When I arrived at secondary school, I couldn’t swim or ride a bicycle either. Worse, I’d never played a game of netball or hockey, never kicked, batted, or thrown a ball. In my first games lesson, a tennis racket was thrust into my hand. I struggled agonizingly with it, watching it leap and dance, like a cat struggling to escape. A ball was flung at me. I chased after it, trying to scoop it onto the strings of my racket. In a single feline movement, both ball and racket escaped, skittering across the court. Miss Monk blew furiously into her tin whistle, instructed the girls to form a circle round me, and demanded that I “serve the ball.” Hot and confused, I tossed and swung. The ball sailed out of the court.
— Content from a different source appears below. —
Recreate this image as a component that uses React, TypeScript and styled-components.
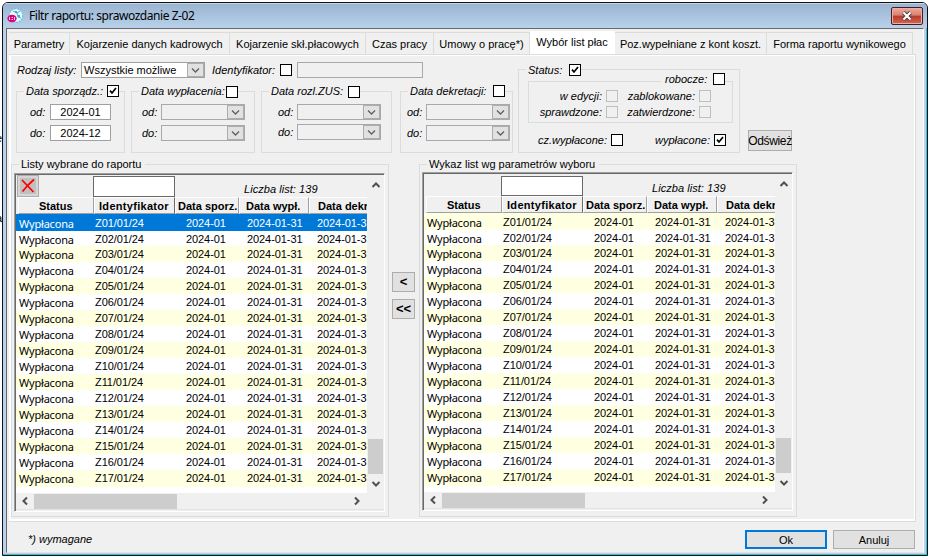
import React from "react";
import styled, { createGlobalStyle, css } from "styled-components";

const Global = createGlobalStyle`
  *, *::before, *::after { box-sizing: border-box; }
  body { margin: 0; background: #fff; }
`;

const face = "#f0f0f0";
const line = "#dcdcdc";

const Desktop = styled.div`
  width: 929px;
  height: 557px;
  display: flex;
  overflow: hidden;
  background: #fff;
  color: #000;
  font: 11px/12px "Liberation Sans", Arial, sans-serif;
  white-space: nowrap;
`;

const Behind = styled.div`
  width: 2px;
  height: 557px;
  padding-top: 132px;
  overflow: hidden;
  display: flex;
  flex-direction: column;
  align-items: flex-end;
  gap: 68px;
  flex: none;
`;

const Window = styled.div`
  width: 926px;
  height: 554px;
  margin-top: 2px;
  border: 1px solid #111;
  border-radius: 6px 6px 0 0;
  background: #b9d1ea;
  box-shadow: inset -1px -1px 0 #2bc4dd;
  padding: 0 3px 2px 3px;
  display: flex;
  flex-direction: column;
  flex: none;
  overflow: hidden;
`;

const TitleBar = styled.div`
  height: 25px;
  margin: 0 -3px;
  padding: 0 4px;
  display: flex;
  flex: none;
  background: linear-gradient(#99b4d1, #b9d1ea);
  box-shadow: inset 0 1px 0 #c6d7ea;
`;

const Title = styled.div`
  margin: 4px auto 0 5px;
  font: 12px/18px "Noto Sans", sans-serif;
  letter-spacing: -0.45px;
`;

const CloseButton = styled.div`
  width: 32px;
  height: 18px;
  margin-top: 4px;
  border: 1px solid #4a1a1e;
  border-radius: 2px;
  background: linear-gradient(#e9aa9d 0, #d98272 45%, #b8392a 50%, #cf6a52 100%);
  box-shadow: inset 0 0 0 1px #e9b0a6;
  display: flex;
  align-items: center;
  justify-content: center;
`;

const Client = styled.div`
  flex: 1;
  background: ${face};
  border: solid;
  border-width: 1px;
  border-color: #696969 #fff #e3e3e3 #696969;
  display: flex;
  flex-direction: column;
  padding: 2px 0 0 2px;
`;

const Tabs = styled.div`
  height: 23px;
  display: flex;
  align-items: flex-end;
  flex: none;
`;

const Tab = styled.div<{ $w: number; $active?: boolean; $ls?: number }>`
  width: ${(p) => p.$w}px;
  height: 22px;
  border-top: 1px solid ${line};
  border-right: 1px solid ${line};
  line-height: 22px;
  text-align: center;
  letter-spacing: ${(p) => p.$ls ?? 0}px;
  ${(p) =>
    p.$active &&
    css`
      height: 24px;
      background: #fff;
      border-color: #fff;
      line-height: 20px;
      margin-bottom: -1px;
    `}
`;

const Panel = styled.div`
  width: 907px;
  height: 468px;
  border: solid ${line};
  border-width: 1px 1px 1px 0;
  box-shadow: inset 0 0 0 1px #fff, inset 2px 0 0 #fff, inset 0 -2px 0 #fff;
  padding: 1px 0 0 2px;
  display: flex;
  flex-direction: column;
  flex: none;
`;

const Filters = styled.div`
  height: 108px;
  display: flex;
  align-items: flex-start;
`;

const FilterColumn = styled.div`
  width: 502px;
  padding: 6px 0 0 5px;
`;

const Line = styled.div<{ $mt?: number; $h?: number; $pl?: number }>`
  height: ${(p) => p.$h ?? 16}px;
  margin-top: ${(p) => p.$mt ?? 0}px;
  padding-left: ${(p) => p.$pl ?? 0}px;
  display: flex;
  align-items: center;
`;

const Label = styled.span<{ $w?: number; $ls?: number; $right?: boolean }>`
  width: ${(p) => (p.$w ? `${p.$w}px` : "auto")};
  flex: none;
  font-style: italic;
  letter-spacing: ${(p) => p.$ls ?? 0}px;
  text-align: ${(p) => (p.$right ? "right" : "left")};
  padding-right: ${(p) => (p.$right ? 4 : 0)}px;
`;

const Box = styled.span<{ $off?: boolean; $ml?: number; $down?: boolean }>`
  width: 12px;
  height: 12px;
  flex: none;
  margin-left: ${(p) => p.$ml ?? 0}px;
  margin-top: ${(p) => (p.$down ? 1 : 0)}px;
  border: 1px solid ${(p) => (p.$off ? "#bfbfbf" : "#000")};
  background: ${(p) => (p.$off ? face : "#fff")};
  display: flex;
`;

const Input = styled.div<{ $w: number; $off?: boolean; $ml?: number }>`
  width: ${(p) => p.$w}px;
  height: 16px;
  margin-left: ${(p) => p.$ml ?? 0}px;
  border: 1px solid ${(p) => (p.$off ? "#a9a9ab" : "#a0a0a0")};
  background: ${(p) => (p.$off ? face : "#fff")};
  line-height: 15px;
  text-align: center;
  flex: none;
`;

const SelectFrame = styled(Input)`
  display: flex;
  justify-content: space-between;
  padding-left: 2px;
`;

const Drop = styled.span`
  width: 17px;
  height: 14px;
  border: 1px solid #adadad;
  background: #e1e1e1;
  display: flex;
  align-items: center;
  justify-content: center;
`;

const Groups = styled.div`
  display: flex;
  margin-top: 13px;
`;

const Group = styled.div<{ $w: number; $h: number; $ml?: number; $mt?: number }>`
  width: ${(p) => p.$w}px;
  height: ${(p) => p.$h}px;
  margin-left: ${(p) => p.$ml ?? 0}px;
  margin-top: ${(p) => p.$mt ?? 0}px;
  border: 1px solid ${line};
  flex: none;
`;

const Legend = styled.div<{ $ml?: number; $up?: number }>`
  width: fit-content;
  height: 13px;
  margin-top: ${(p) => -(p.$up ?? 7)}px;
  margin-left: ${(p) => p.$ml ?? 7}px;
  padding-left: 2px;
  background: ${face};
  display: flex;
  align-items: flex-start;
`;

const RightLegend = styled(Legend)`
  margin-left: auto;
  margin-right: 7px;
  padding-left: 4px;
`;

const Button = styled.div<{ $w: number; $h: number; $ok?: boolean; $bold?: boolean }>`
  width: ${(p) => p.$w}px;
  height: ${(p) => p.$h}px;
  border: ${(p) => (p.$ok ? "2px solid #0078d7" : "1px solid #adadad")};
  background: #e1e1e1;
  display: flex;
  align-items: center;
  justify-content: center;
  font-weight: ${(p) => (p.$bold ? 700 : 400)};
  font-size: ${(p) => (p.$bold ? 13 : 11)}px;
  flex: none;
`;

const Refresh = styled(Button)`
  margin: 74px 0 0 8px;
  font-size: 12px;
  letter-spacing: -0.35px;
`;

const Lists = styled.div`
  display: flex;
`;

const Mover = styled.div`
  width: 30px;
  padding: 108px 0 0 3px;
  display: flex;
  flex-direction: column;
  gap: 7px;
`;

const ListBox = styled.div<{ $mt: number }>`
  width: 371px;
  height: 339px;
  margin: ${(p) => p.$mt}px 0 0 2px;
  border: 1px solid #a0a0a0;
  border-right-color: #fff;
  border-bottom-color: #fff;
  box-shadow: inset 1px 1px 0 #696969;
  padding: 1px 0 0 1px;
  display: grid;
  grid-template-columns: 351px 17px;
  grid-template-rows: 318px 17px;
`;

const Sheet = styled.div`
  background: #fff;
  overflow: hidden;
`;

const Top = styled.div`
  height: 22px;
  padding-left: 1px;
  background: ${face};
  display: flex;
  align-items: flex-end;
`;

const Tool = styled.div<{ $empty?: boolean }>`
  width: 22px;
  height: 22px;
  margin-right: 54px;
  border: ${(p) => (p.$empty ? "0" : "1px solid #adadad")};
  background: ${(p) => (p.$empty ? face : "#c0c0c0")};
  box-shadow: ${(p) => (p.$empty ? "none" : "inset 0 0 0 2px #d6d6d6")};
  display: flex;
  align-items: center;
  justify-content: center;
`;

const Search = styled.div<{ $h: number }>`
  width: 82px;
  height: ${(p) => p.$h}px;
  background: #fff;
  border: 1px solid #696969;
`;

const Count = styled.div`
  margin: 0 0 2px 69px;
  font-style: italic;
  letter-spacing: 0.05px;
`;

const Heads = styled.div`
  height: 17px;
  padding-left: 2px;
  background: ${face};
  display: flex;
`;

const Head = styled.div<{ $w: number; $pl: number; $ls?: number; $dark?: boolean }>`
  width: ${(p) => p.$w}px;
  height: 17px;
  padding-left: ${(p) => p.$pl}px;
  border: solid;
  border-width: 1px 1px 1px 1px;
  border-color: #fff ${(p) => (p.$dark ? "#696969" : "#a0a0a0")} #a0a0a0 #fff;
  font-weight: 700;
  line-height: 17px;
  letter-spacing: ${(p) => p.$ls ?? 0}px;
  overflow: hidden;
  flex: none;
`;

const Row = styled.div<{ $h: number; $lift: number; $tone: "sel" | "odd" | "even" }>`
  height: ${(p) => p.$h}px;
  padding: ${(p) => 3 - p.$lift}px 0 0 3px;
  display: grid;
  grid-template-columns: 76px 91px 61px 70px 60px;
  background: ${(p) => ({ sel: "#0078d7", odd: "#ffffe1", even: "#fff" })[p.$tone]};
  color: ${(p) => (p.$tone === "sel" ? "#fff" : "#000")};
  letter-spacing: -0.08px;
`;

const State = styled.span`
  font: 11px/14px "Noto Sans", sans-serif;
  letter-spacing: -0.2px;
`;

const VBar = styled.div`
  background: ${face};
  display: flex;
  flex-direction: column;
  align-items: center;
  padding: 5px 0 4px;
`;

const VThumb = styled.div`
  width: 15px;
  height: 35px;
  margin: auto 0 5px;
  background: #cdcdcd;
`;

const HBar = styled.div`
  grid-column: 1 / 3;
  background: ${face};
  display: flex;
  align-items: center;
  padding: 0 22px 0 4px;
  border-bottom: 1px solid #e3e3e3;
`;

const HThumb = styled.div`
  width: 143px;
  height: 15px;
  margin: 0 auto 0 4px;
  background: #cdcdcd;
`;

const Footer = styled.div`
  height: 30px;
  padding: 8px 8px 0 19px;
  display: flex;
  justify-content: space-between;
`;

const Actions = styled.div`
  display: flex;
  gap: 6px;
`;

function Check({ on, ...rest }: { on?: boolean; $off?: boolean; $ml?: number; $down?: boolean }) {
  return (
    <Box {...rest}>
      {on && (
        <svg width="10" height="10" viewBox="0 0 10 10">
          <path d="M2 4.6 L4 7 L8 2" fill="none" stroke="#000" strokeWidth="1.7" />
        </svg>
      )}
    </Box>
  );
}

function Chevron({ dir }: { dir: "up" | "down" | "left" | "right" }) {
  const d = {
    up: "M1.5 7 L5 3.5 L8.5 7",
    down: "M1.5 3 L5 6.5 L8.5 3",
    left: "M7 1.5 L3.5 5 L7 8.5",
    right: "M3 1.5 L6.5 5 L3 8.5",
  }[dir];
  return (
    <svg width="10" height="10" viewBox="0 0 10 10">
      <path d={d} fill="none" stroke="#505050" strokeWidth="2" />
    </svg>
  );
}

function Select({ text, ...rest }: { text?: string; $w: number; $off?: boolean; $ml?: number }) {
  return (
    <SelectFrame {...rest}>
      <span>{text}</span>
      <Drop>
        <svg width="9" height="8" viewBox="0 0 9 8">
          <path d="M1 2.5 L4.5 6 L8 2.5" fill="none" stroke="#606060" strokeWidth="1.3" />
        </svg>
      </Drop>
    </SelectFrame>
  );
}

type DateGroupProps = {
  title: string; w: number; ml?: number; legendMl?: number; labelW: number; down?: boolean;
  pl: number; ls?: number; gap?: number; labelCol?: number; values?: [string, string];
};

function DateGroup({ title, w, ml, legendMl, labelW, down, pl, ls, gap = 5, labelCol = 19, values }: DateGroupProps) {
  return (
    <Group $w={w} $h={62} $ml={ml}>
      <Legend $ml={legendMl}>
        <Label $w={labelW} $ls={ls}>{title}</Label>
        <Check on={!!values} $down={down} />
      </Legend>
      {["od:", "do:"].map((t, i) => (
        <Line key={t} $mt={i ? gap : 6} $pl={pl}>
          <Label $w={labelCol}>{t}</Label>
          {values ? <Input $w={61}>{values[i]}</Input> : <Select $w={84} $off />}
        </Line>
      ))}
    </Group>
  );
}

function ListPanel({ title, chosen, ls }: { title: string; chosen?: boolean; ls?: number }) {
  const rows = Array.from({ length: 17 }, (_, i) => `Z${String(i + 1).padStart(2, "0")}/01/24`);
  return (
    <Group $w={378} $h={353}>
      <Legend $ml={7} style={undefined}>
        <Label as="span" $ls={ls}><Upright>{title}</Upright></Label>
      </Legend>
      <ListBox $mt={chosen ? 2 : 1}>
        <Sheet>
          <Top>
            <Tool $empty={!chosen}>
              {chosen && (
                <svg width="16" height="16" viewBox="0 0 16 16">
                  <path d="M2 2 L13.5 14 M14 1.5 L8 7 L2.5 13.5" fill="none" stroke="#f00" strokeWidth="1.8" />
                </svg>
              )}
            </Tool>
            <Search $h={chosen ? 21 : 20} />
            <Count>Liczba list: 139</Count>
          </Top>
          <Heads>
            <Head $w={76} $pl={20}>Status</Head>
            <Head $w={81} $pl={4} $ls={0.3} $dark>Identyfikator</Head>
            <Head $w={64} $pl={2}>Data sporz.</Head>
            <Head $w={70} $pl={6}>Data wypł.</Head>
            <Head $w={76} $pl={8}>Data dekr.</Head>
          </Heads>
          {rows.map((id, i) => (
            <Row
              key={id}
              $h={i === 0 || i === 16 ? 17 : i === 1 ? 15 : 16}
              $lift={i === 0 ? 0 : 1}
              $tone={chosen && i === 0 ? "sel" : i % 2 ? "even" : "odd"}
            >
              <State>Wypłacona</State>
              <span>{id}</span>
              <span>2024-01</span>
              <span>2024-01-31</span>
              <span>2024-01-31</span>
            </Row>
          ))}
        </Sheet>
        <VBar>
          <Chevron dir="up" />
          <VThumb />
          <Chevron dir="down" />
        </VBar>
        <HBar>
          <Chevron dir="left" />
          <HThumb />
          <Chevron dir="right" />
        </HBar>
      </ListBox>
    </Group>
  );
}

const Upright = styled.span`
  font-style: normal;
  padding-right: 4px;
`;

function AppIcon() {
  return (
    <svg width="17" height="17" viewBox="0 0 17 17" style={undefined}>
      <circle cx="9" cy="8.5" r="6.8" fill="#e8f7fb" stroke="#62c6e4" strokeWidth="1.2" strokeDasharray="2 1" />
      <path d="M6 4 L10 6 L13 4 M10 6 L11 10 L14 11" stroke="#45b5da" fill="none" />
      <circle cx="9" cy="5" r="1" fill="#1696c8" />
      <circle cx="12" cy="9" r="1" fill="#1696c8" />
      <ellipse cx="5" cy="11.5" rx="4.6" ry="3.8" fill="#e2007a" />
      <path d="M2.5 10 V13 M4.5 10.5 H6 M4.5 12.5 H6 M7.5 10 V13" stroke="#fff" strokeWidth=".8" />
    </svg>
  );
}

const IconSlot = styled.span`
  width: 17px;
  margin-top: 4px;
  flex: none;
`;

export default function App() {
  return (
    <Desktop>
      <Global />
      <Behind><span>e</span><span>a</span></Behind>
      <Window>
        <TitleBar>
          <IconSlot><AppIcon /></IconSlot>
          <Title>Filtr raportu: sprawozdanie Z-02</Title>
          <CloseButton>
            <svg width="12" height="10" viewBox="0 0 12 10">
              <path d="M2.5 1.5 L9.5 8.5 M9.5 1.5 L2.5 8.5" stroke="#4b3a42" strokeWidth="4" />
              <path d="M2.5 1.5 L9.5 8.5 M9.5 1.5 L2.5 8.5" stroke="#fff" strokeWidth="2.2" />
            </svg>
          </CloseButton>
        </TitleBar>
        <Client>
          <Tabs>
            <Tab $w={61}>Parametry</Tab>
            <Tab $w={160}>Kojarzenie danych kadrowych</Tab>
            <Tab $w={136}>Kojarzenie skł.płacowych</Tab>
            <Tab $w={68}>Czas pracy</Tab>
            <Tab $w={96}>Umowy o pracę*)</Tab>
            <Tab $w={85} $active>Wybór list płac</Tab>
            <Tab $w={152}>Poz.wypełniane z kont koszt.</Tab>
            <Tab $w={146}>Forma raportu wynikowego</Tab>
          </Tabs>
          <Panel>
            <Filters>
              <FilterColumn>
                <Line $pl={1}>
                  <Label $w={64}>Rodzaj listy:</Label>
                  <Select $w={124} text="Wszystkie możliwe" />
                  <Label $w={75}><Indent>Identyfikator:</Indent></Label>
                  <Check />
                  <Input $w={126} $off $ml={5} />
                </Line>
                <Groups>
                  <DateGroup title="Data sporządz.:" w={109} labelW={81} pl={13} labelCol={20} values={["2024-01", "2024-12"]} />
                  <DateGroup title="Data wypłacenia:" w={124} ml={6} labelW={85} pl={10} down />
                  <DateGroup title="Data rozl.ZUS:" w={131} ml={6} labelW={77} pl={16} down gap={4} />
                  <DateGroup title="Data dekretacji:" w={113} ml={8} labelW={83} pl={6} />
                </Groups>
              </FilterColumn>
              <Group $w={222} $h={84} $ml={5} $mt={13}>
                <Legend $up={6}>
                  <Label $w={41}>Status:</Label>
                  <Check on />
                </Legend>
                <Group $w={205} $h={42} $ml={9} $mt={4}>
                  <RightLegend $up={9}>
                    <Label $w={48}>robocze:</Label>
                    <Check />
                  </RightLegend>
                  <Line $h={12} $mt={4}>
                    <Label $w={77} $right>w edycji:</Label>
                    <Check $off />
                    <Label $w={81} $right>zablokowane:</Label>
                    <Check $off />
                  </Line>
                  <Line $h={12} $mt={4}>
                    <Label $w={77} $right>sprawdzone:</Label>
                    <Check $off />
                    <Label $w={81} $right>zatwierdzone:</Label>
                    <Check $off />
                  </Line>
                </Group>
                <Line $h={12} $mt={11}>
                  <Label $w={92} $right>cz.wypłacone:</Label>
                  <Check />
                  <Label $w={91} $right>wypłacone:</Label>
                  <Check on />
                </Line>
              </Group>
              <Refresh $w={44} $h={21}>Odśwież</Refresh>
            </Filters>
            <Lists>
              <ListPanel title="Listy wybrane do raportu" chosen />
              <Mover>
                <Button $w={23} $h={20} $bold>&lt;</Button>
                <Button $w={23} $h={20} $bold>&lt;&lt;</Button>
              </Mover>
              <ListPanel title="Wykaz list wg parametrów wyboru" />
            </Lists>
          </Panel>
          <Footer>
            <Note>*) wymagane</Note>
            <Actions>
              <Button $w={82} $h={19} $ok>Ok</Button>
              <Button $w={82} $h={19}>Anuluj</Button>
            </Actions>
          </Footer>
        </Client>
      </Window>
    </Desktop>
  );
}

const Indent = styled.span`
  padding-left: 7px;
`;

const Note = styled.div`
  margin-top: 3px;
  font-style: italic;
`;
Miss Monk, her face shut-tight and red with outrage, screamed at me: “That is exactly how not to serve.” For years, I was the example of how not to catch, how not to throw, how not to sidestep.

Being singled out as physically incompetent, weak, and flawed at the very time I was going through the disorienting years of puberty altered the relationship I had with my body. Our bodies are the prism through which we experience the world: from then on I felt as if my control over life was tenuous and frail, that I would never be fully independent. Somehow, my own body had betrayed me.

*

When I took up hiking—in my early twenties, the same age that Beauvoir began distance walking—it was a profoundly affirmative experience, reconnecting me with a body that had become little more than a source of shame and indignity. Suddenly I could outwalk other people. My legs ceased being flimsy and unreliable. They became a ferocious pair of pistons, and a source of deep inner pride. I couldn’t catch a ball, but I could walk—for hours and hours. Slowly I realized that my body needn’t be an ungovernable lump of fat and bone. It could become. Emboldened, I learned to ski, to swim, to hold a tennis racket. I ran. I lifted weights. My body was me. The world began to feel different. And for the first time, I liked who I was.

Beauvoir went through a similar journey, ignited by a throwaway comment from an early crush: “How fast you walk! I love that,” he told her. Beauvoir began to see herself as a walker, “just like a man.” From here it was a short step to strenuous hiking. Scrambling, climbing, jumping, and lugging a heavy backpack were a means of obliterating the clumsy, gawky girl Beauvoir had been. Week by week, she began the process of reconstructing herself as physically strong, athletic, graceful. Climbing requires strength, agility, and balance, while hiking for hour upon hour requires exceptional physical and mental stamina. Beauvoir had these in spades. No wonder she bragged about her walking feats. Walking through spaces usually possessed by men was proof of her own physical presence, proof of her autonomy and resilience. But it was also proof that she could recast herself. Later, she wrote of her time in Marseilles, “I felt a certain self-satisfaction … I no longer despised myself.”

 

Annabel Abbs is the author of Windswept: Walking the Paths of Trailblazing Women. She writes regularly for a wide range of newspapers and magazines and lives in London, with her husband and four children. Her novels, The Joyce Girl and Frieda, were published to great acclaim.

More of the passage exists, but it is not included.